Peter Cannon

Peter Cannon
Unpaid Volunteer Citizen Lobbyist

Friday, January 27, 2012

College and Career Counseling Bill - Progresses

Fri. Jan 27 - I was the only member of the public to testify against HB65. It passed the House Education committee with only the dissenting votes of Rep Sumsion and Rep Newbold. It may be that some committee members voted for it because they expect it to fail to win funding in the appropriations process. Without an appropriation, the bill is of no effect. My argument was that America's greatness comes from local creativity and meeting needs at the local level.....Not from implementing central planning which is dictated by the largest bureaucracy possible. This is an example of the latter.

Conflicting Good Principles - HB24

Rep. Jim Bird is sponsoring HB24 - Health Insurance for School Districts. This bill is an example of a bill which pits two good principles against each other. 

On the one hand it is commendable to require open market competition in purchasing health insurance for government entities. Substitute 1 of this bill would apply to charter schools and institutions of higher education.

On the other hand, the governing boards of each school district, charter school and institution of higher education are already highly motivated to obtain the best possible price for health insurance provided to their employees. This bill restricts the local control authority of the locally elected or appointed governing bodies who know the needs of their local constituents best.

There is an expense to school districts to prepare requests for proposals, but that is outweighed by the lower costs to government and to employees obtained through the competitive process. This law will ensure no government educational institutions get lazy and just keep the same health insurance providers when they might obtain a better price.

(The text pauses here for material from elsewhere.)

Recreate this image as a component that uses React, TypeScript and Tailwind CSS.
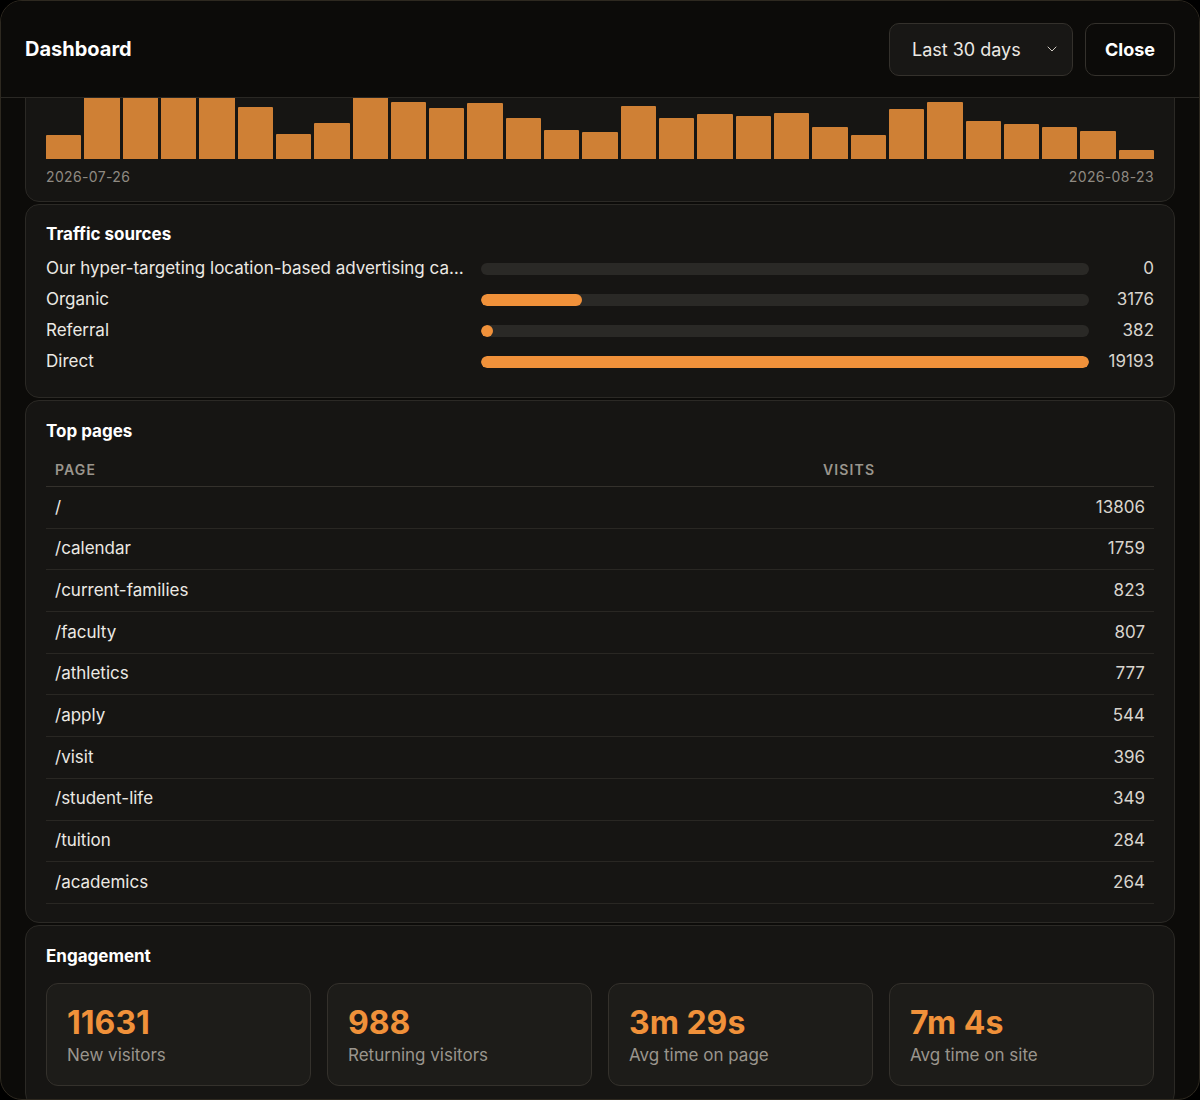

It is a tough call but I come down on the side of favoring the bill.

College and Career Counseling Bill - A Bad Idea

Rep. Patricia Arent  has proposed HB65 College and Career Counseling for High School Students. This bill is on the agenda of the House Education committee for 2:00 pm today. It would provide $800,000 to hire 18 high school counselors who would work only in helping students apply to college and seek scholarships.

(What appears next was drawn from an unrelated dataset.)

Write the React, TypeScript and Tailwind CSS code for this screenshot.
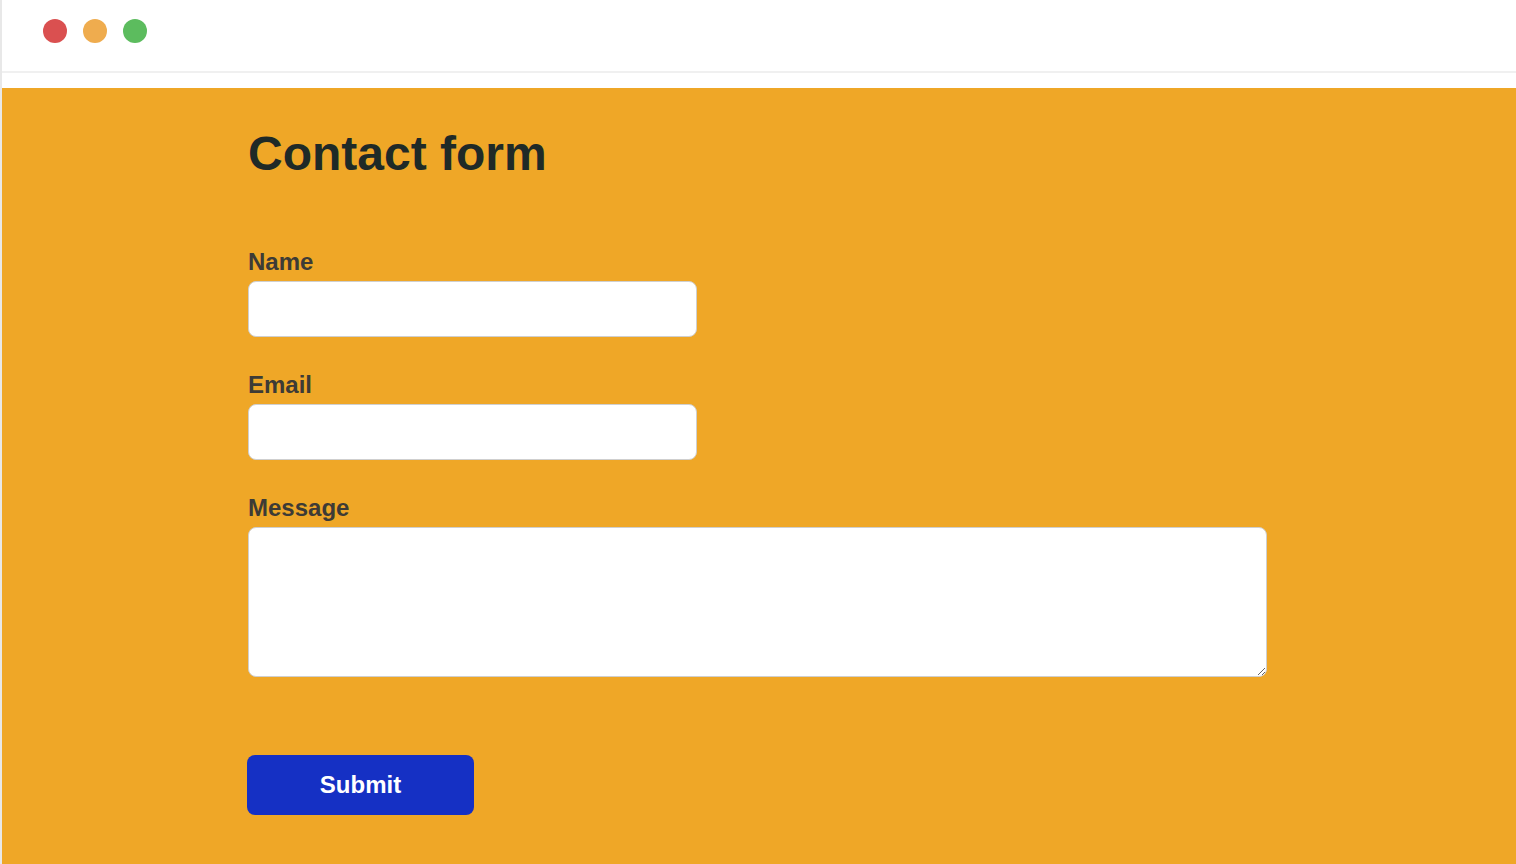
export default function App() {
  return (
    <div className="min-h-screen bg-white border-l-2 border-[#e8e8e8] font-['Liberation_Sans',Arial,sans-serif]">
      {/* Window bar */}
      <header className="h-[73px] flex items-start gap-4 pl-[41px] pt-[19px] border-b-2 border-[#f0f0f0]">
        <span className="w-6 h-6 rounded-full bg-[#da5050]" />
        <span className="w-6 h-6 rounded-full bg-[#efac4e]" />
        <span className="w-6 h-6 rounded-full bg-[#5cbc5e]" />
      </header>
      <div className="h-[15px] bg-white" />

      {/* Form */}
      <main className="bg-[#efa727] min-h-[776px] pl-[246px] pt-[42px] pb-12">
        <h1 className="text-[48px] leading-[48px] font-bold text-[#1f2a27]">Contact form</h1>

        <form className="mt-[70px] flex flex-col" onSubmit={(e) => e.preventDefault()}>
          <label className="block text-[24px] leading-[28px] font-bold text-[#3d3b36] mb-[5px]">Name</label>
          <input
            type="text"
            className="w-[449px] h-[56px] rounded-lg bg-white border border-[#cfcfcf] px-3 outline-none"
          />

          <label className="block text-[24px] leading-[28px] font-bold text-[#3d3b36] mt-[34px] mb-[5px]">Email</label>
          <input
            type="email"
            className="w-[449px] h-[56px] rounded-lg bg-white border border-[#cfcfcf] px-3 outline-none"
          />

          <label className="block text-[24px] leading-[28px] font-bold text-[#3d3b36] mt-[34px] mb-[5px]">Message</label>
          <textarea className="w-[1019px] h-[150px] rounded-lg bg-white border border-[#cfcfcf] px-3 py-2 outline-none" />

          <button
            type="submit"
            className="mt-[78px] w-[227px] h-[60px] rounded-lg bg-[#1530c4] text-white text-[24px] font-bold -ml-px"
          >
            Submit
          </button>
        </form>
      </main>
    </div>
  );
}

This is a bad idea because it is one more thread tying the hands of school districts. It gives money for counseling, but forces the money to be used only for college and career counseling. School districts know best where to use funds for school counselors. Local control of schools is better than state level control of schools.


I had the opportunity, as a member of the Davis School Board, to speak on this subject to the Utah School Board Association Joint Legislative Committee. I will attend the committee meeting this afternoon to testify against the bill.

Wednesday, January 25, 2012

State Report of Federal Funds in Utah

Rep. Ken Ivory sponsored HB138 in 2011 which required the state of Utah to report how much federal funding it received, and how departments would be affected by a 5% cut in federal funding and a 25% cut.

Utah receives about $5 Billion of its $12 billion budget from the federal government. As federal debt becomes ever more overwhelming, I hope federal funding will be reduced to all states including Utah. That means Utah is acting very responsibly to consider how it will react to such cuts.

The state report is available for all to review at http://www.le.utah.gov/lfa/reports/bbib/appeac_12-14-11_1.pdf

2012 Utah Budget Working Details are Online

The 2012 Legislative Session Utah State Compendium of Budget Information (COBI) is available for all to review on line at http://le.utah.gov/lfa/reports/cobi2012/COBI2012.htm

If you want to research how much money is spent  in any state department this tool makes that easy for anyone at home.

I invite citizens to scrutinize this document in your area of interest and send me your comments and suggestions. I will be happy to pass on good ideas to the legislature.

Elementary Class Size Cap (SB31) Passes Committee Against My Recommendation

Sen. Karen Morgan (D) is sponsoring SB31 that will cost Utah Taxpayers $17 million per year. It will impose a maximum class size on all Kindergarten through 3rd grade classes throughout the whole state. It is an affront to local control of schools in each district. Local districts know best where they can use $17 million to improve education. It is a well accepted principle that quality of teaching is a much more important factor in the quality of learning than class size. Tell your legislators how you wish them to vote on this bill. 
I testified in the Senate Education committee against SB31.
1. Class size is easily measurable, but teacher quality has more influence on how well students learn.
2. This bill would take control of education funding away from local school districts and force them to spend set amounts on class size reduction.
3. If this were to pass, funding would be attached to it for now. But in future years of funding shortfall, low funding would not remove the class size limits. Districts would become caught with an unfunded mandate.
4. We will very likely find new technology in the near future which will allow us to teach more children more effectively with fewer teachers. This bill would force us to have set class sizes in spite of the benefits of new technology.

Every senator attending the committee meeting voted in favor of SB31. Those voting included Sen. Osmond, Sen. Thatcher, Sen. Stephenson, Sen. Morgan, and Sen. Stevenson.